Happy Y2K
By: Jeff Lagasse
A man sits in a log cabin in the middle of desolate woods, a shotgun cocked and scores of pea and soup cans lining the musky interior walls. A clock stands on the lone table in the room, slowly ticking down to midnight. A transistor television sits on the same table, displaying a screen that's half snow and half Dick Clark's face. This man is not a rugged outdoorsman, nor is he spending a romantic evening in his out-of-the-way bungalow (in fact, he's probably alone with nothing but the Sunday New York Times to keep him company). He's one of the many who feared that the coming of the year 2000 heralded some apocalyptic technological breakdown that would send civilization spiraling into decay.
He's also one of the many that I'm laughing at rightnow.

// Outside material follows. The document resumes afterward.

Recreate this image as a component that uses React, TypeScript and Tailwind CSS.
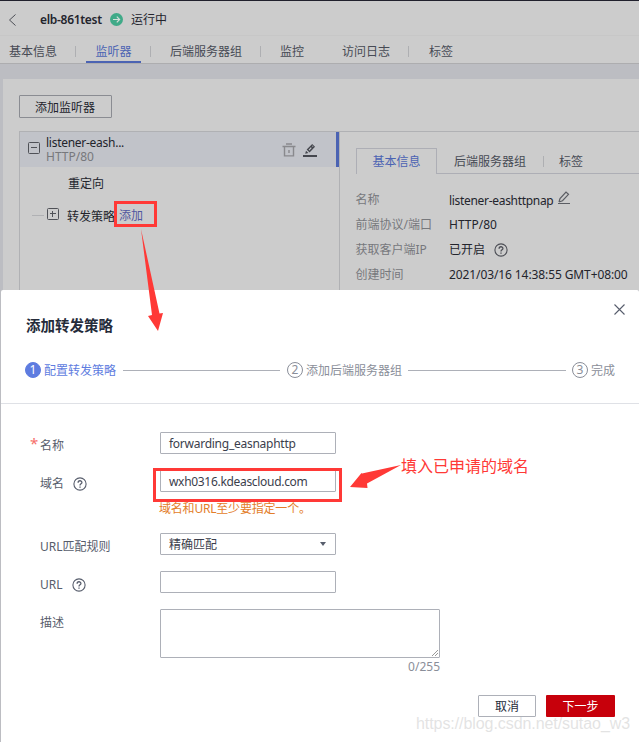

While this unfortunate fellow was spending his New Year's huddled in the corner of his cabin with row after row of the Jolly Green Giant's face staring at him, I was spending it with friends of mine, comfortable in the certainty that, after midnight, the lights would still work and Peter Jennings would look just as harried from having to get up at four in the morning. Sure enough, the ball dropped, and nothing happened. People waved their Champaign glasses high in the air (many of which had seen plenty of business all night), couples exchanged their kisses, and Granny heaved her meaty arms in the air and proclaimed that the New Year was apon us with enthusiastic drunkenness. Meanwhile, the people who drained their bank accounts and headed for the country were wondering why they had no use for their CVS scented candles.
The doom-and-gloom people had their say prior to the New Year, and now it's time for the other half to gloat, the half that predicted the new millennium would not only be normal, but uneventful. And for the most part, it was. There was no terrorism, no mass murder, and Jesus didn't rise from the grave and tell us all that, regardless of what Santa said, we're all on the naughty list. There were only two events that were remotely spectacular. One: a whole lot of tipsy Frenchmen wondered why the Eiffel Tower was lit up like Boris Yeltsin on a whiskey binge. Two: Dick Clark didn't age again. To all the people who thought the world would rot, I'd just like to say...
Ha. Ha. Ha.
But you know what group makes me laugh more than any other group? Do you know what collection of people leaves me rolling on the floor with my hands clutched to my side? The scores of starry-eyed religious zealots who swore left and right that the coming of the millennium would be marked by the Four Horsemen of the Apocalypse, opening for the headliner of them all, Jesus Christ in the flesh, ladies and gentlemen. I can imagine all those people now: sitting at home dusting off their turbans, sacrificial goats, and the plastic Jesus's from the dashboards of their cars, wondering why the sun still rises in the east and sets in the west.
You know why the lights are still on? You know why the computers are still working, why the religious event of the millennium turned out to be a flop? Because the year 2000 is just a year, an artificial date we made up so we could all mark our relatives' birthdays in our calendars. There won't be anything revolutionary that will set his year apart from the last, or the one to follow. There are three zeroes, and that's the only reason it's such a big deal. So enjoy writing "00" in all your daily planners; it doesn't mean a thing.
Now if Dick Clark is still on in the year 3000... THEN there'll be something to talk about.